30/09/2011

Assis vê turbulência externa afetando as aplicações brasileiras

 

Autor(es): Angelo Pavini | De São Paulo

Valor Econômico - 30/09/2011

 

 

A crise na Europa está longe de acabar e vai continuar infernizando a vida dos investidores brasileiros, que terão ainda de lidar com inflação mais alta e juros reais menores. O aviso é do economista e ex-diretor do Banco Central, Luís Eduardo Assis. Para ele, o risco vai continuar elevado no mercado. "O momento não é fácil nem para gestores especializados, que dirá para os amadores", diz.

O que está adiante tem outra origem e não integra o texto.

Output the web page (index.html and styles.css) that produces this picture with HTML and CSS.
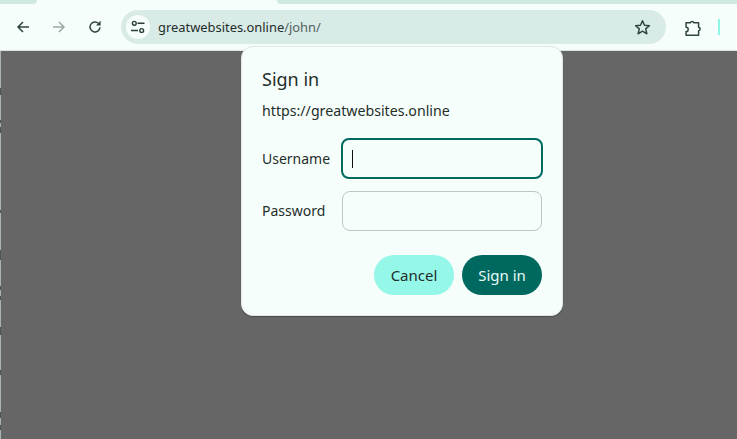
FILE: index.html
```html
<!DOCTYPE html>
<html>
    <head>
        <title>Sign in</title>
        <link rel="stylesheet" href="styles.css">
    </head>
    <body>
        <div class="tabstrip">
            <div class="tab tabLeft"></div>
            <div class="tab tabRight"></div>
        </div>
        <div class="toolbar">
            <svg class="navIcon" viewBox="0 0 16 16"><path d="M14 8H3M8 3 3 8l5 5" fill="none" stroke="#2f4440" stroke-width="1.5"/></svg>
            <svg class="navIcon" viewBox="0 0 16 16"><path d="M2 8h11M8 3l5 5-5 5" fill="none" stroke="#9aa8a5" stroke-width="1.5"/></svg>
            <svg class="navIcon" viewBox="0 0 16 16"><path d="M13 8.3A5 5 0 1 1 11.4 4.3" fill="none" stroke="#2f4440" stroke-width="1.5"/><path d="M13.6 1.8v4.6H9z" fill="#2f4440"/></svg>
            <div class="omnibox">
                <div class="siteInfo">
                    <svg width="16" height="16" viewBox="0 0 16 16"><g fill="none" stroke="#2a3b38" stroke-width="1.4"><circle cx="4.3" cy="4.3" r="1.9"/><path d="M7.5 4.3h7M1 11.5h7"/><circle cx="11.7" cy="11.5" r="1.9"/></g></svg>
                </div>
                <span class="url">greatwebsites.online<span class="urlPath">/john/</span></span>
                <svg class="star" viewBox="0 0 16 16"><path d="M8 1.6l1.9 4.3 4.6.4-3.5 3 1.1 4.6L8 11.5l-4.1 2.4 1.1-4.6-3.5-3 4.6-.4z" fill="none" stroke="#2f4440" stroke-width="1.4" stroke-linejoin="round"/></svg>
            </div>
            <svg class="puzzle" viewBox="0 0 16 16"><path d="M1 3.5h4a1.8 1.8 0 0 1 3.4 0h4.4V8a1.5 1.5 0 0 1 0 3v4.300H1v-3.500a1.800 1.800 0 0 0 0-4z" fill="none" stroke="#2f4440" stroke-width="1.4" stroke-linejoin="round"/></svg>
            <div class="divider"></div>
        </div>
        <div class="content"><div class="edge"></div></div>

        <div class="dialog">
            <h1 class="title">Sign in</h1>
            <p class="origin">https://greatwebsites.online</p>
            <div class="form">
                <label class="label" for="username">Username</label>
                <div class="field fieldFocus" id="username"><span class="caret"></span></div>
                <label class="label" for="password">Password</label>
                <div class="field" id="password"></div>
            </div>
            <div class="actions">
                <button class="btn cancel">Cancel</button>
                <button class="btn signIn">Sign in</button>
            </div>
        </div>
    </body>
</html>
```

FILE: styles.css
```css
html, body {
    height: 100%;
}
body {
    display: flex;
    flex-direction: column;
    margin: 0;
    overflow: hidden;
    background: #666;
    color: #1f2e2b;
    font-family: "Noto Sans", sans-serif;
    font-size: 14.2px;
}
.tabstrip {
    display: flex;
    justify-content: space-between;
    height: 4px;
    background: #f6fefb;
}
.tab {
    height: 4px;
    background: #cfe8e2;
}
.tabLeft {
    width: 37px;
    border-bottom-right-radius: 6px;
}
.tabRight {
    width: 460px;
    border-bottom-left-radius: 6px;
}
.toolbar {
    display: flex;
    align-items: center;
    height: 47px;
    padding-left: 15px;
    box-sizing: border-box;
    border-bottom: 1px solid #dbe5e2;
    background: #f6fefb;
}
.navIcon {
    width: 16px;
    height: 16px;
    margin-right: 20px;
}
.navIcon:nth-child(3) {
    margin-right: 18px;
}
.omnibox {
    display: flex;
    flex: none;
    align-items: center;
    width: 545px;
    height: 34px;
    margin-right: 19px;
    border-radius: 17px;
    background: #d9ebe7;
}
.siteInfo {
    display: flex;
    justify-content: center;
    align-items: center;
    width: 24px;
    height: 24px;
    margin: 0 8px 0 5px;
    border-radius: 50%;
    background: #f6fefb;
}
.url {
    flex: 1;
    color: #1f2e2b;
    font-size: 12.9px;
}
.urlPath {
    color: #53625f;
}
.star {
    width: 17px;
    height: 17px;
    margin-right: 15px;
}
.puzzle {
    width: 17px;
    height: 17px;
    margin-right: 16px;
}
.divider {
    width: 2px;
    height: 16px;
    background: #8ff5e4;
}
.content {
    flex: 1;
}
.edge {
    width: 1px;
    height: 100%;
    background: linear-gradient(#a9b3b1 37px, #4c5654 37px, #4c5654 44px, #a9b3b1 44px, #a9b3b1 69px, #4c5654 69px, #4c5654 72px, #a9b3b1 72px, #a9b3b1 76px, #4c5654 76px, #4c5654 82px, #a9b3b1 82px, #a9b3b1 159px, #4c5654 159px, #4c5654 162px, #a9b3b1 162px, #a9b3b1 199px, #4c5654 199px, #4c5654 209px, #a9b3b1 209px, #a9b3b1 235px, #4c5654 235px, #4c5654 239px, #a9b3b1 239px, #a9b3b1 245px, #4c5654 245px, #4c5654 249px, #a9b3b1 249px, #a9b3b1 276px, #4c5654 276px, #4c5654 284px, #a9b3b1 284px, #a9b3b1 319px, #4c5654 319px, #4c5654 324px, #a9b3b1 324px, #a9b3b1 361px, #4c5654 361px, #4c5654 367px, #a9b3b1 367px, #a9b3b1 374px, #4c5654 374px, #4c5654 379px, #a9b3b1 379px);
}
.dialog {
    position: absolute;
    top: 46px;
    left: 241px;
    display: flex;
    flex-direction: column;
    width: 322px;
    height: 270px;
    padding: 19px 20px 20px;
    box-sizing: border-box;
    border: 1px solid #dfe6e4;
    border-radius: 12px;
    background: #f6fefb;
    box-shadow: 0 1px 1px rgba(0, 0, 0, .25);
}
.title {
    margin: 0;
    font-size: 18px;
    font-weight: 400;
    line-height: 26px;
}
.origin {
    margin: 9px 0 0;
    line-height: 20px;
}
.form {
    display: grid;
    grid-template-columns: 80px 200px;
    grid-auto-rows: 40px;
    gap: 12px 0;
    align-items: center;
    margin-top: 18px;
}
.label {
    padding-bottom: 2px;
    font-size: 14px;
}
.field {
    display: flex;
    align-items: center;
    height: 40px;
    padding-left: 9px;
    box-sizing: border-box;
    border: 1px solid #bcc6c4;
    border-radius: 8px;
}
.fieldFocus {
    height: 41px;
    margin: -1px -1px 0;
    border: 2px solid #00695f;
}
.caret {
    width: 1px;
    height: 18px;
    background: #111;
}
.actions {
    display: flex;
    justify-content: flex-end;
    gap: 8px;
    margin-top: 24px;
}
.btn {
    width: 80px;
    height: 40px;
    padding: 0;
    border: none;
    border-radius: 20px;
    font-family: inherit;
    font-size: 15px;
}
.cancel {
    background: #95f7e8;
    color: #1f2e2b;
}
.signIn {
    background: #00695f;
    color: #e8fbf6;
}
```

Para Assis, a aprovação pela Alemanha da ampliação do fundo europeu ontem evitou o caos, mas já não é mais suficiente para resolver os problemas da região. "Temos um excesso de endividamento dos governos e falta de capital nos bancos, o que não é uma situação inédita, há mecanismos para lidar com isso", observa. "Mas tudo esbarra nas dificuldades políticas", diz. Segundo Assis, os problemas econômicos europeus são locais, mas as soluções têm de ser internacionais, e não há mecanismos políticos.

Para ele, a crise terá de chegar a um ponto de gravidade tão grande que todos aceitarão politicamente o custo do socorro à Grécia, que não vai escapar de um calote. "O metalúrgico alemão vai ter de aceitar que vai pagar para socorrer o taxista grego ou a coisa vai ser pior para ele também." Por isso, Assis diz que é preciso tirar o caráter moralista da negociação. "Não podemos levar isso como a história da formiga alemã que poupou enquanto a cigarra grega ficou se endividando."

Para ele, é preciso montar um sistema que isole Itália e Espanha dos efeitos do calote grego, fortalecendo o capital dos bancos europeus e organizando a renegociação da dívida grega.

O problema é que o consenso demora e não há muito tempo. As medidas tomadas pelo governo grego, de cortes de despesas, reduzem ainda mais a atividade e a capacidade de o país pagar a dívida. "Tanto que os papéis da dívida da Grécia já pagam 100% em seis meses, o seja, já embutem um calote", diz Assis. E alguns bancos europeus só não quebraram porque não marcam esses papéis a mercado.

Para o investidor brasileiro, Assis não vê muitas alternativas. O dólar mudou de nível, e essa mudança vai perdurar. Ao mesmo tempo, o governo brasileiro tomou uma atitude mais agressiva ao preferir inflação mais alta a um crescimento menor. "Nosso risco é de inflação maior, não de recessão", diz. O resultado será juros reais menores. "Acabou aquela coisa de quando o mercado piorava todos corriam para o CDI com ganho de 6% reais ao ano", diz.

Para Assis, o Brasil está relativamente isolado da crise, dependente fundamentalmente do consumo interno. Ele acha que a bolsa está barata, mas é um risco alto e pode ficar mais, de acordo com a crise externa. "Não é hora de dar grandes tacadas ou fazer grandes mudanças", diz. Mas aconselha escolher ações de algumas empresas saudáveis, boas pagadoras de dividendos, voltadas para o mercado interno e que tenham sua receita corrigida por índices de preços. "A economia vai continuar crescendo e elas estarão protegidas da inflação", diz.

Ele sugere também papéis de renda fixa de empresas de boa qualidade, corrigidos por índices de preços, já que os juros dos títulos do governo, as NTN-B, já caíram bastante. "Para ganhar um pouco mais será preciso correr risco de crédito e diversificar."

Assis diz que está na "ponta preocupada" do mercado com relação à inflação, por conta do câmbio. Segundo ele, nos últimos dois anos, com dólar baixo, aumentou muito a participação de importados na produção brasileira, e uma alta da moeda terá impactos difíceis de avaliar nos preços industriais locais. "Os modelos econométricos não pegam esse novo cenário", diz. Além do dólar, há também os preços de serviços, que continuarão pressionados pela renda em alta. "Mas o governo só vai reverter sua posição se a inflação subir muito", diz.